Come sottolinea il relatore in commissione Raffaele Ranucci, Pd, «resta la delega sul riassetto normativo del settore affidata al governo, che può adottare, entro dodici mesi, un decreto legislativo per la modifica del testo unico dei servizi media audiovisivi e radiofonici». La delega, in realtà, è stata ridimensionata alla Camera rispetto al testo del Senato: i criteri direttivi la limitano all’adeguamento dei compiti del servizio pubblico, senza intervenire sull’assetto normativo del settore.

Sul Codice dei contratti pubblici sono previste esenzioni a favore della Rai per i contratti relativi ad acquisizione, produzione e commercializzazione di programmi televisivi e opere audiovisive.
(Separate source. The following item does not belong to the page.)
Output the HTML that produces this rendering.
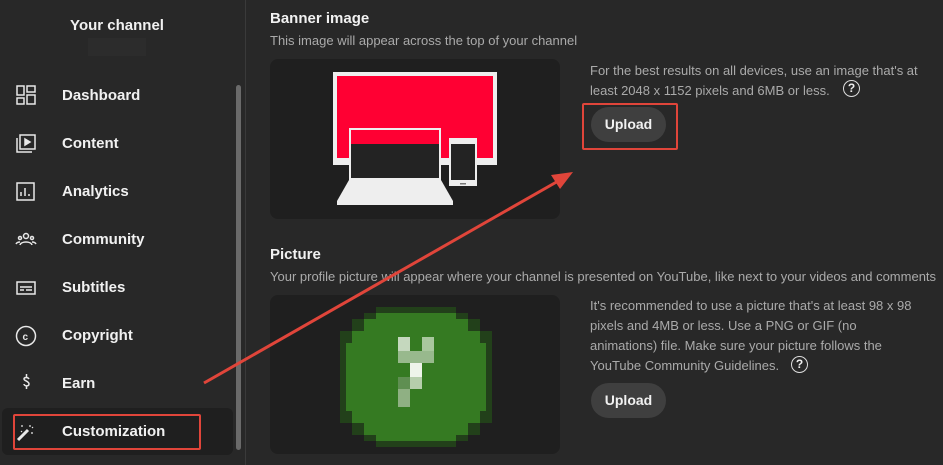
<!DOCTYPE html>
<html><head><style>
*{margin:0;padding:0;box-sizing:border-box}
body{width:943px;height:465px;background:#282828;font-family:"Liberation Sans",sans-serif;position:relative;overflow:hidden;color:#f1f1f1}
.a{position:absolute}
.nav{font-size:15px;font-weight:bold;left:62px;color:#f1f1f1}
.sub{font-size:13px;color:#aaa}
.h{font-size:15px;font-weight:bold}
.btn{background:#3f3f3f;border-radius:18px;width:75px;height:35px;font-weight:bold;font-size:14px;text-align:center;line-height:35px;color:#f1f1f1}
.box{background:#1f1f1f;border-radius:8px}
.red{border:2px solid #e0453a;border-radius:2px}
</style></head><body>
<div class="a" style="left:245px;top:0;width:1px;height:465px;background:#3a3a3a"></div>
<div class="a h" style="left:0;width:234px;text-align:center;top:17px">Your channel</div>
<div class="a" style="left:88px;top:38px;width:58px;height:18px;background:#2c2c2c"></div>
<div class="a" style="left:236px;top:85px;width:5px;height:365px;background:#6a6a6a;border-radius:3px"></div>
<div class="a" style="left:2px;top:408px;width:231px;height:47px;background:#1f1f1f;border-radius:6px"></div>
<svg class="a" style="left:0;top:0" width="245" height="465" fill="none" stroke="#e8e8e8" stroke-width="1.5">
<rect x="17" y="86" width="7" height="9"/><rect x="17" y="98" width="7" height="6"/><rect x="27" y="86" width="8" height="6"/><rect x="27" y="95" width="8" height="9"/>
<rect x="20" y="135" width="15" height="14"/><path d="M17 138v14h15"/><path d="M25 139l5 3-5 3z" fill="#e8e8e8"/>
<rect x="17" y="183" width="17" height="17"/><path d="M21 196v-4M25 196v-8M29 196v-2"/>
<circle cx="26" cy="236" r="2.5"/><path d="M20 245c1-4 11-4 12 0"/><circle cx="20" cy="238" r="1.5"/><circle cx="32" cy="238" r="1.5"/><path d="M16 244c1-2 3-2 4-2M36 244c-1-2-3-2-4-2"/>
<rect x="17" y="282" width="18" height="12"/><path d="M20 287h12M20 290h4M26 290h6"/>
<circle cx="26" cy="336" r="9.5"/><text x="22.5" y="340" font-size="10" fill="#e8e8e8" stroke="none" font-family="Liberation Sans" font-weight="bold">c</text>
<path d="M29 379c-1-2-5-2-5 0s5 2 5 5-5 2-5 0M26.5 374v3M26.5 386v3"/>
<path d="M18 440l10-10" stroke-width="3"/><path d="M22 425v2M30 425v2M33 433h-2M21 431l1 1M33 427l-1 1" stroke-width="1.2"/>
</svg>
<div class="a nav" style="top:87px">Dashboard</div>
<div class="a nav" style="top:135px">Content</div>
<div class="a nav" style="top:183px">Analytics</div>
<div class="a nav" style="top:231px">Community</div>
<div class="a nav" style="top:279px">Subtitles</div>
<div class="a nav" style="top:327px">Copyright</div>
<div class="a nav" style="top:375px">Earn</div>
<div class="a nav" style="top:423px">Customization</div>
<div class="a red" style="left:13px;top:414px;width:188px;height:36px"></div>

<div class="a h" style="left:270px;top:10px">Banner image</div>
<div class="a sub" style="left:270px;top:33px">This image will appear across the top of your channel</div>
<div class="a box" style="left:270px;top:59px;width:290px;height:160px"></div>
<svg class="a" style="left:270px;top:59px" width="290" height="160">
<rect x="63" y="13" width="164" height="93" fill="#eee"/><rect x="67" y="17" width="156" height="82" fill="#ff0033"/>
<rect x="79" y="69" width="92" height="52" fill="#eee"/><rect x="81" y="71" width="88" height="14" fill="#ff0033"/><rect x="81" y="85" width="88" height="34" fill="#232323"/>
<path d="M79 121h92l12 21v4H67v-4z" fill="#eee"/>
<rect x="179" y="79" width="28" height="48" fill="#eee"/><rect x="181" y="85" width="24" height="36" fill="#232323"/><rect x="190" y="124" width="6" height="1.5" fill="#777"/>
</svg>
<div class="a sub" style="left:590px;top:61px;line-height:20px;width:350px">For the best results on all devices, use an image that's at<br>least 2048 x 1152 pixels and 6MB or less.</div>
<div class="a" style="left:843px;top:80px;width:17px;height:17px;border:1.5px solid #ddd;border-radius:50%;font-size:12px;font-weight:bold;text-align:center;line-height:14px;color:#eee">?</div>
<div class="a btn" style="left:591px;top:107px">Upload</div>
<div class="a red" style="left:582px;top:103px;width:96px;height:47px"></div>

<div class="a h" style="left:270px;top:246px">Picture</div>
<div class="a sub" style="left:270px;top:269px">Your profile picture will appear where your channel is presented on YouTube, like next to your videos and comments</div>
<div class="a box" style="left:270px;top:295px;width:290px;height:159px"></div>
<svg class="a" style="left:270px;top:295px" width="290" height="159" shape-rendering="crispEdges">
<g fill="#22401a">
<rect x="106" y="12" width="80" height="140"/><rect x="82" y="24" width="128" height="116"/><rect x="70" y="36" width="152" height="92"/><rect x="94" y="18" width="104" height="128"/>
</g>
<g fill="#357a22">
<rect x="106" y="18" width="80" height="128"/><rect x="82" y="36" width="128" height="92"/><rect x="76" y="48" width="140" height="68"/><rect x="94" y="24" width="104" height="116"/>
</g>
<rect x="128" y="42" width="12" height="26" fill="#c5d8be"/><rect x="152" y="42" width="12" height="26" fill="#a9c79e"/>
<rect x="128" y="56" width="36" height="12" fill="#98b98d"/>
<rect x="140" y="68" width="12" height="14" fill="#eef4ea"/><rect x="140" y="82" width="12" height="12" fill="#b6ceac"/>
<rect x="128" y="82" width="12" height="30" fill="#5f8f52"/><rect x="128" y="94" width="12" height="18" fill="#8fb083"/>
</svg>
<div class="a sub" style="left:590px;top:296px;line-height:20px;width:350px">It's recommended to use a picture that's at least 98 x 98<br>pixels and 4MB or less. Use a PNG or GIF (no<br>animations) file. Make sure your picture follows the<br>YouTube Community Guidelines.</div>
<div class="a" style="left:791px;top:356px;width:17px;height:17px;border:1.5px solid #ddd;border-radius:50%;font-size:12px;font-weight:bold;text-align:center;line-height:14px;color:#eee">?</div>
<div class="a btn" style="left:591px;top:383px">Upload</div>

<svg class="a" style="left:0;top:0" width="943" height="465">
<line x1="204" y1="383" x2="560" y2="180" stroke="#e0453a" stroke-width="3"/>
<path d="M573 172l-22 3 9 14z" fill="#e0453a"/>
</svg>
</body></html>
Il che vuol dire che il Codice si applica alla Rai per tutte le altre gare o acquisizioni.

Il cambio dei poteri interni, dal presidente e dal cda al direttore generale-amministratore delegato comporta un rischio: non far arrivare la Rai compatta e preparata alla vera scadenza istituzionale che l’attende: quella per il rinnovo della concessione nel maggio 2016. Il Ministero dello Sviluppo, secondo la legge che sarà approvata la prossima settimana, dovrà avviare (con un certo ritardo, ndr) una consultazione pubblica.